Ed Rightor is the director of the Industrial Program at the American Council for an Energy-Efficient Economy (ACEEE). In this role Ed develops and leads the strategic vision for the industrial sector, shapes the research and policy agenda, and convenes stakeholders to accelerate energy efficiency and reductions of GHGs. Prior to joining ACEEE, held several leadership roles at Dow Chemical during his 31 year career. Through 2017, he served as the director of strategic projects in Dow’s Environmental Technology Center. In this role he worked with Dow businesses, operations and corporate groups, to reduce air emissions, waste, freshwater intake, and energy use. He also served as the facilitator of Dow’s Corporate Water Strategy Team, led teams to establish and pursue Dow’s 2025 Sustainability Goals, including the first ever water goal. Working across global industrial associations, he spearheaded a roadmap for the chemical industry on paths to reduce energy and greenhouse gas (GHG) emissions. In prior roles, he developed GHG and energy reduction options across Dow’s global operations and pursued project funding and implementation. Earlier, he started a new market facing business in the energy sector, led cross-functional teams to optimize processes (six sigma), pioneered technology that led to new materials development, and led teams to troubleshoot production challenges. He earned a doctorate in chemistry from Michigan State University and a bachelor of science in chemistry from Marietta College
Kelly Sims Gallagher
Kelly Sims Gallagher is Professor of Energy and Environmental Policy at The Fletcher School, Tufts University. She directs the Climate Policy Lab and the Center for International Environment and Resource Policy at Fletcher. From June 2014-September 2015 she served in the Obama Administration as a Senior Policy Advisor in the White House Office of Science and Technology Policy, and as Senior China Advisor in the Special Envoy for Climate Change office at the U.S. State Department. Gallagher is a member of the board of the Belfer Center for Science and International Affairs at Harvard University. She is a member of the Executive Committee of the Tyler Prize for Environmental Achievement and she also serves on the board of the Energy Foundation. Broadly, she focuses on energy innovation and climate policy. She specializes in how policy spurs the development and deployment of cleaner and more efficient energy technologies, domestically and internationally. She is a member of the Council on Foreign Relations. She is the author of Titans of the Climate (The MIT Press 2018), The Global Diffusion of Clean Energy Technologies: Lessons from China (MIT Press 2014), China Shifts Gears: Automakers, Oil, Pollution, and Development (The MIT Press 2006), and dozens of other publications.
Esther S. Takeuchi
Esther Takeuchi, NAE, is a professor at Stony Brook University and a chief scientist at the Brookhaven National Laboratory. She is an energy storage expert who led efforts to invent and refine the lifesaving lithium/silver vanadium oxide (Li/SVO) battery technology, utilized in the majority of today's implantable cardioverter defibrillators (ICDs).
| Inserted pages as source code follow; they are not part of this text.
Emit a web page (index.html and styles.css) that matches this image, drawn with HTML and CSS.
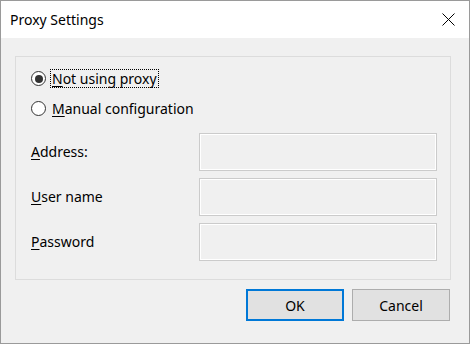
FILE: index.html
```html
<!DOCTYPE html>
<html>
<head>
<meta charset="utf-8">
<link rel="stylesheet" href="styles.css">
</head>
<body>
<div class="window">
  <div class="titlebar">
    <span class="title">Proxy Settings</span>
    <span class="close">
      <svg width="13" height="13" viewBox="0 0 13 13"><path d="M0.5 0.5 L12.5 12.5 M12.5 0.5 L0.5 12.5" stroke="#000" stroke-width="1" fill="none"/></svg>
    </span>
  </div>
  <div class="content">
    <div class="group">
      <div class="radio-row">
        <span class="radio checked"></span>
        <span class="radio-label focused"><u>N</u>ot using proxy</span>
      </div>
      <div class="radio-row second">
        <span class="radio"></span>
        <span class="radio-label"><u>M</u>anual configuration</span>
      </div>
      <div class="fields">
        <div class="field-row">
          <span class="field-label"><u>A</u>ddress:</span>
          <span class="textbox"></span>
        </div>
        <div class="field-row">
          <span class="field-label"><u>U</u>ser name</span>
          <span class="textbox"></span>
        </div>
        <div class="field-row">
          <span class="field-label"><u>P</u>assword</span>
          <span class="textbox"></span>
        </div>
      </div>
    </div>
    <div class="buttons">
      <span class="btn default">OK</span>
      <span class="btn">Cancel</span>
    </div>
  </div>
</div>
</body>
</html>
```
FILE: styles.css
```css
html, body {
  margin: 0;
  padding: 0;
  background: #f0f0f0;
}
body {
  font-family: "Segoe UI", "Noto Sans", "Liberation Sans", sans-serif;
  font-size: 14px;
  color: #000;
}
.window {
  width: 470px;
  height: 344px;
  box-sizing: border-box;
  border: 1px solid #9a9a9a;
  background: #f0f0f0;
  display: flex;
  flex-direction: column;
}
.titlebar {
  height: 37px;
  background: #fff;
  display: flex;
  align-items: center;
  justify-content: space-between;
  padding-left: 9px;
  padding-right: 14px;
}
.title {
  line-height: 20px;
  margin-top: 0px;
}
.close {
  display: flex;
  width: 13px;
  height: 13px;
  margin-top: -1px;
}
.content {
  padding: 18px 18px 0 14px;
  display: flex;
  flex-direction: column;
}
.group {
  height: 224px;
  box-sizing: border-box;
  border: 1px solid #dcdcdc;
  padding: 12px 13px 18px 15px;
  display: flex;
  flex-direction: column;
}
.radio-row {
  height: 19px;
  display: flex;
  align-items: center;
}
.radio-row.second {
  margin-top: 11px;
}
.radio {
  width: 15px;
  height: 15px;
  box-sizing: border-box;
  border: 1px solid #333;
  border-radius: 50%;
  background: #fff;
  display: flex;
  align-items: center;
  justify-content: center;
  flex: none;
}
.radio.checked::after {
  content: "";
  width: 8px;
  height: 8px;
  border-radius: 50%;
  background: #333;
}
.radio-label {
  margin-left: 4px;
  line-height: 17px;
  padding: 0 1px;
  border: 1px dotted transparent;
}
.radio-label.focused {
  border-color: #000;
}
u {
  text-decoration-thickness: 1px;
  text-underline-offset: 2px;
}
.fields {
  margin-top: 15px;
  display: flex;
  flex-direction: column;
  gap: 7px;
}
.field-row {
  display: flex;
  align-items: center;
  justify-content: space-between;
}
.field-label {
  line-height: 20px;
}
.textbox {
  width: 238px;
  height: 38px;
  box-sizing: border-box;
  border: 1px solid #cbcbcb;
  box-shadow: inset 0 0 0 1px #fff;
  background: #f0f0f0;
}
.buttons {
  margin-top: 9px;
  display: flex;
  justify-content: flex-end;
  gap: 8px;
  padding-right: 1px;
}
.btn {
  width: 98px;
  height: 32px;
  box-sizing: border-box;
  border: 1px solid #adadad;
  background: #e1e1e1;
  display: flex;
  align-items: center;
  justify-content: center;
}
.btn.default {
  border: 2px solid #0078d7;
}
```
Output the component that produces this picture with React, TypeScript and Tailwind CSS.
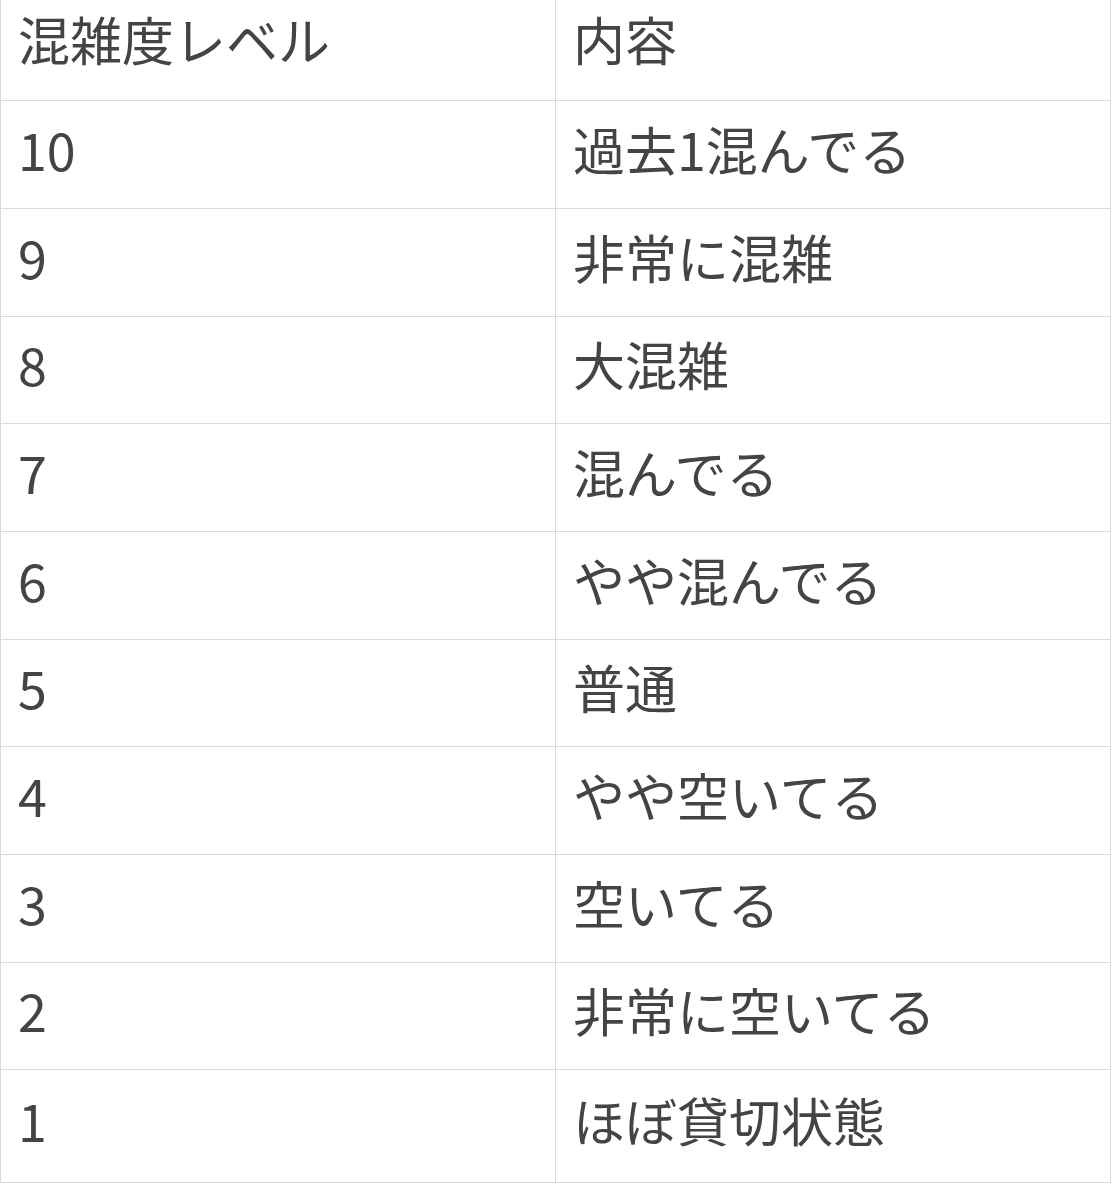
const rows: [string, string, string][] = [
  ["10", "過去1混んでる", "h-[108px]"],
  ["9", "非常に混雑", "h-[108px]"],
  ["8", "大混雑", "h-[107px]"],
  ["7", "混んでる", "h-[108px]"],
  ["6", "やや混んでる", "h-[108px]"],
  ["5", "普通", "h-[107px]"],
  ["4", "やや空いてる", "h-[108px]"],
  ["3", "空いてる", "h-[108px]"],
  ["2", "非常に空いてる", "h-[107px]"],
  ["1", "ほぼ貸切状態", "h-[113px]"],
];

export default function App() {
  return (
    <div
      className="min-h-[1200px] w-[1112px] bg-white text-[52px] leading-none text-[#444444]"
      style={{ fontFamily: '"Noto Sans CJK JP", "Noto Sans", sans-serif' }}
    >
      <div className="w-[1111px]">
        <div className="flex h-[101px] border-b border-[#dadada]">
          <div className="flex w-[555px] items-center border-l border-[#dadada] pb-[22px] pl-[17px]">
            混雑度レベル
          </div>
          <div className="flex flex-1 items-center border-x border-[#dadada] pb-[22px] pl-[17px]">
            内容
          </div>
        </div>
        {rows.map(([level, label, height]) => (
          <div key={level} className={`flex border-b border-[#dadada] ${height}`}>
            <div className="flex w-[555px] items-center border-l border-[#dadada] pb-[12px] pl-[17px]">
              {level}
            </div>
            <div className="flex flex-1 items-center border-x border-[#dadada] pb-[12px] pl-[17px]">
              {label}
            </div>
          </div>
        ))}
      </div>
    </div>
  );
}
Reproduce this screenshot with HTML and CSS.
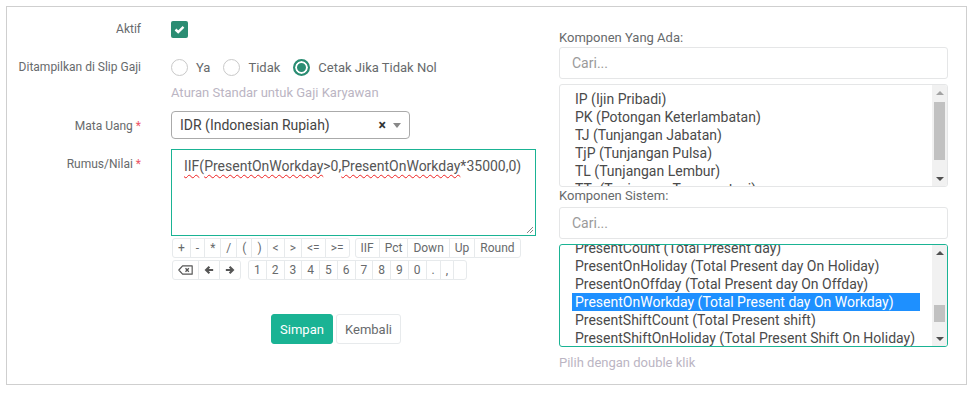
FILE: index.html
```html
<!DOCTYPE html>
<html lang="id">
<head>
    <meta charset="UTF-8">
    <meta name="viewport" content="width=device-width, initial-scale=1.0">
    <title>Komponen Gaji</title>
    <link rel="stylesheet" href="styles.css">
</head>
<body>
    <div class="panel">
        <div class="formLeft">
            <div class="row rowAktif">
                <label class="lbl">Aktif</label>
                <div class="ctl">
                    <span class="check">
                        <svg width="11" height="9" viewBox="0 0 11 9"><path d="M1.5 4.5 L4.2 7 L9.5 1.8" fill="none" stroke="#fff" stroke-width="2.4"/></svg>
                    </span>
                </div>
            </div>
            <div class="row rowSlip">
                <label class="lbl">Ditampilkan di Slip Gaji</label>
                <div class="ctl">
                    <div class="radios">
                        <span class="radio"></span><span class="radioText">Ya</span>
                        <span class="radio"></span><span class="radioText">Tidak</span>
                        <span class="radio on"></span><span class="radioText">Cetak Jika Tidak Nol</span>
                    </div>
                    <div class="help">Aturan Standar untuk Gaji Karyawan</div>
                </div>
            </div>
            <div class="row rowUang">
                <label class="lbl lblPad">Mata Uang <span class="req">*</span></label>
                <div class="ctl">
                    <div class="select2">
                        <span class="selText">IDR (Indonesian Rupiah)</span>
                        <span class="selClear">×</span>
                        <span class="selArrow"></span>
                    </div>
                </div>
            </div>
            <div class="row rowRumus">
                <label class="lbl lblPad">Rumus/Nilai <span class="req">*</span></label>
                <div class="ctl">
                    <div class="formula">
                        <span class="typo">IIF</span>(<span class="typo">PresentOnWorkday</span>&gt;0,<span class="typo">PresentOnWorkday</span>*35000,0)
                        <svg class="grip" width="8" height="8" viewBox="0 0 8 8"><path d="M7 1 L1 7 M7 4 L4 7" stroke="#888" stroke-width="1"/></svg>
                    </div>
                    <div class="keypad">
                        <div class="keyRow">
                            <div class="keyGroup">
                                <button class="key">+</button><button class="key">-</button><button class="key">*</button><button class="key">/</button><button class="key">(</button><button class="key">)</button><button class="key">&lt;</button><button class="key">&gt;</button><button class="key">&lt;=</button><button class="key">&gt;=</button>
                            </div>
                            <div class="keyGroup">
                                <button class="key">IIF</button><button class="key">Pct</button><button class="key">Down</button><button class="key">Up</button><button class="key">Round</button>
                            </div>
                        </div>
                        <div class="keyRow">
                            <div class="keyGroup">
                                <button class="key keyIcon wide">
                                    <svg width="18" height="12" viewBox="0 0 18 12"><path d="M5.5 1 H17 V11 H5.5 L1 6 Z" fill="none" stroke="#555" stroke-width="1.4" stroke-linejoin="round"/><path d="M9 4 L13 8 M13 4 L9 8" stroke="#555" stroke-width="1.6"/></svg>
                                </button>
                                <button class="key keyIcon">
                                    <svg width="12" height="12" viewBox="0 0 12 12"><path d="M11 6 H2.5 M6.5 2 L2.5 6 L6.5 10" fill="none" stroke="#555" stroke-width="2.6"/></svg>
                                </button>
                                <button class="key keyIcon">
                                    <svg width="12" height="12" viewBox="0 0 12 12"><path d="M1 6 H9.5 M5.5 2 L9.5 6 L5.5 10" fill="none" stroke="#555" stroke-width="2.6"/></svg>
                                </button>
                            </div>
                            <div class="keyGroup">
                                <button class="key">1</button><button class="key">2</button><button class="key">3</button><button class="key">4</button><button class="key">5</button><button class="key">6</button><button class="key">7</button><button class="key">8</button><button class="key">9</button><button class="key">0</button><button class="key">.</button><button class="key">,</button><button class="key blank"></button>
                            </div>
                        </div>
                    </div>
                </div>
            </div>
            <div class="actions">
                <button class="btn btnPrimary">Simpan</button>
                <button class="btn btnWhite">Kembali</button>
            </div>
        </div>

        <div class="formRight">
            <div class="sideLabel">Komponen Yang Ada:</div>
            <div class="search">Cari...</div>
            <div class="listbox">
                <div class="listBody">
                    <div class="opt">IP (Ijin Pribadi)</div>
                    <div class="opt">PK (Potongan Keterlambatan)</div>
                    <div class="opt">TJ (Tunjangan Jabatan)</div>
                    <div class="opt">TjP (Tunjangan Pulsa)</div>
                    <div class="opt">TL (Tunjangan Lembur)</div>
                    <div class="opt">TTr (Tunjangan Transportasi)</div>
                </div>
                <div class="scrollbar">
                    <div class="arrowUp off"></div>
                    <div class="gapOne"></div>
                    <div class="thumb thumbOne"></div>
                    <div class="track"></div>
                    <div class="arrowDown"></div>
                </div>
            </div>

            <div class="sideLabel labelTwo">Komponen Sistem:</div>
            <div class="search searchTwo">Cari...</div>
            <div class="listbox active">
                <div class="listBody scrolled">
                    <div class="opt">PresentCount (Total Present day)</div>
                    <div class="opt">PresentOnHoliday (Total Present day On Holiday)</div>
                    <div class="opt">PresentOnOffday (Total Present day On Offday)</div>
                    <div class="opt selected">PresentOnWorkday (Total Present day On Workday)</div>
                    <div class="opt">PresentShiftCount (Total Present shift)</div>
                    <div class="opt">PresentShiftOnHoliday (Total Present Shift On Holiday)</div>
                </div>
                <div class="scrollbar">
                    <div class="arrowUp"></div>
                    <div class="gapTwo"></div>
                    <div class="thumb thumbTwo"></div>
                    <div class="track"></div>
                    <div class="arrowDown"></div>
                </div>
            </div>
            <div class="help helpTwo">Pilih dengan double klik</div>
        </div>
    </div>
</body>
</html>
```

FILE: styles.css
```css
*{
    margin:0;
    padding:0;
    box-sizing:border-box;
}

body{
    font-family:Roboto, "Open Sans", sans-serif;
    font-size:13px;
    color:#676a6c;
    background:#fff;
}

.panel{
    display:flex;
    margin:6px 0 0 6px;
    width:961px;
    height:379px;
    border:1px solid #cfcfcf;
}

/* left side: form */
.formLeft{
    width:530px;
    padding-top:14px;
}
.row{
    display:flex;
}
.lbl{
    flex-shrink:0;
    width:134px;
    text-align:right;
    font-size:12px;
    line-height:16px;
}
.lblPad{
    padding-top:7px;
}
.req{
    color:#ed5565;
}
.ctl{
    margin-left:30px;
    width:365px;
}

.check{
    display:flex;
    justify-content:center;
    align-items:center;
    width:17px;
    height:17px;
    border-radius:2px;
    background:#2b8d73;
}

.rowSlip{
    margin-top:21px;
}
.radios{
    display:flex;
    align-items:center;
    height:17px;
}
.radio{
    width:17px;
    height:17px;
    border:1px solid #c9c9c9;
    border-radius:50%;
    background:#fff;
}
.radio.on{
    border:2px solid #2b8d73;
    background:#2b8d73;
    box-shadow:inset 0 0 0 2px #fff;
}
.radioText{
    margin:0 13px 0 8px;
    font-size:13px;
    color:#676a6c;
}
.help{
    margin-top:8px;
    line-height:17px;
    color:#bbb5c3;
}

.rowUang{
    margin-top:10px;
}
.select2{
    display:flex;
    align-items:center;
    width:239px;
    height:28px;
    padding:0 8px;
    border:1px solid #aaa;
    border-radius:4px;
    font-size:14px;
    color:#444;
}
.selText{
    flex:1;
}
.selClear{
    font-weight:bold;
    font-size:14px;
    color:#333;
    margin-right:7px;
}
.selArrow{
    width:0;
    height:0;
    border-left:4px solid transparent;
    border-right:4px solid transparent;
    border-top:5px solid #888;
}

.rowRumus{
    margin-top:10px;
}
.formula{
    position:relative;
    height:87px;
    padding:6px 12px;
    border:1px solid #1ab394;
    font-size:14px;
    line-height:20px;
    color:#555;
}
.typo{
    text-decoration:underline wavy #e22;
    text-decoration-thickness:1px;
    text-underline-offset:3px;
}
.grip{
    position:absolute;
    right:1px;
    bottom:1px;
}

.keypad{
    margin:2px 0 0 1px;
}
.keyRow{
    display:flex;
    gap:5px;
    margin-bottom:2px;
}
.keyRow + .keyRow{
    gap:7px;
}
.keyGroup{
    display:flex;
}
.key{
    height:20px;
    min-width:13px;
    padding:0 5px;
    margin-left:-1px;
    border:1px solid #e7eaec;
    background:#fff;
    font-family:Roboto, sans-serif;
    font-size:12px;
    color:#676a6c;
}
.key:first-child{
    margin-left:0;
    border-radius:3px 0 0 3px;
}
.key:last-child{
    border-radius:0 3px 3px 0;
}
.keyIcon{
    display:flex;
    align-items:center;
    justify-content:center;
    width:22px;
}
.keyIcon.wide{
    width:27px;
}
.blank{
    width:14px;
}

.actions{
    display:flex;
    gap:3px;
    margin:32px 0 0 264px;
}
.btn{
    height:30px;
    border-radius:3px;
    font-family:Roboto, sans-serif;
    font-size:13px;
}
.btnPrimary{
    width:62px;
    border:1px solid #1ab394;
    background:#1ab394;
    color:#fff;
}
.btnWhite{
    width:65px;
    border:1px solid #e7eaec;
    background:#fff;
    color:#676a6c;
}

/* right side: component pickers */
.formRight{
    width:389px;
    margin-left:22px;
    padding-top:22px;
}
.sideLabel{
    line-height:17px;
}
.labelTwo{
    margin-top:0;
}
.search{
    height:32px;
    margin-top:1px;
    padding:0 12px;
    border:1px solid #e5e6e7;
    border-radius:3px;
    font-size:14px;
    line-height:30px;
    color:#9a9a9a;
}
.searchTwo{
    margin-top:3px;
}
.listbox{
    display:flex;
    height:103px;
    margin-top:5px;
    border:1px solid #e5e6e7;
    border-radius:3px;
    overflow:hidden;
}
.listbox.active{
    border-color:#1ab394;
}
.listBody{
    flex:1;
    padding:5px 12px 0 12px;
    overflow:hidden;
}
.listBody.scrolled{
    padding-top:0;
}
.scrolled .opt:first-child{
    margin-top:-6px;
}
.opt{
    height:18px;
    padding:0 3px;
    font-size:14px;
    line-height:18px;
    color:#4a4a4a;
    white-space:nowrap;
}
.opt.selected{
    background:#1e90ff;
    color:#fff;
}

.scrollbar{
    display:flex;
    flex-direction:column;
    width:15px;
    background:#f1f1f1;
}
.arrowUp, .arrowDown{
    display:flex;
    justify-content:center;
    align-items:center;
    height:15px;
}
.arrowUp::after{
    content:"";
    border-left:4px solid transparent;
    border-right:4px solid transparent;
    border-bottom:4px solid #505050;
}
.arrowUp.off::after{
    border-bottom-color:#a3a3a3;
}
.arrowDown::after{
    content:"";
    border-left:4px solid transparent;
    border-right:4px solid transparent;
    border-top:4px solid #505050;
}
.thumb{
    margin:0 2px;
    background:#c1c1c1;
}
.gapOne{
    height:2px;
}
.thumbOne{
    height:58px;
}
.gapTwo{
    height:45px;
}
.thumbTwo{
    height:17px;
}
.track{
    flex:1;
}
.helpTwo{
    margin-top:7px;
}
```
Takeuchi's work was conducted during 22 years at Greatbatch, Inc., a major supplier of pacemaker and ICD batteries. ICD batteries have high energy density with the ability to support intermittent high-power pulses. In addition, they have a long life, are safe, and durable. In Takeuchi's innovation, the cathodes employ two metals, silver and vanadium, rather than just one, allowing for more energy. In addition, the Li/SVO chemistry lets the ICD monitor the level of discharge, allowing it to predict end of service in a reliable manner. Today, over 300,000 ICDs are implanted every year. Raised in Ohio, Takeuchi received her B.A. from the University of Pennsylvania and her Ph.D. from The Ohio State University. She joined Greatbatch, Inc. in 1984, and in 2007, she joined the University at Buffalo. Takeuchi has received over 140 U.S. patents and is the recipient of the 2008 National Medal of Technology and Innovation.
Susan F. Tierney
Susan Tierney, a Senior Advisor at Analysis Group, is an expert on energy economics, regulation, and policy, particularly in the electric and gas industries. She consults to businesses, government agencies, foundations, tribes, environmental groups, and other organizations on energy markets, economic and environmental regulation and strategy, and climate-related energy policies. She has participated as an expert in civil litigation cases, regulatory proceedings before state and federal agencies, and business consulting engagements. Previously, she served as the Assistant Secretary for Policy at the U.S. Department of Energy, and was the Secretary for Environmental Affairs in Massachusetts, Commissioner at the Massachusetts Department of Public Utilities, and Executive Director of the Massachusetts Energy Facilities Siting Council. She co-authored the energy chapter of the National Climate Assessment, and serves on the boards of ClimateWorks Foundation, Barr Foundation, Energy Foundation, Resources for the Future, and World Resources Institute. She taught at the Department of Urban Studies and Planning at MIT and at the University of California at Irvine, and has lectured at Harvard University, University of Chicago, Yale University, New York University, Tufts University, Northwestern University, and University of Michigan. She earned her Ph.D. and master’s in regional planning at Cornell University and her B.A. at Scripps College.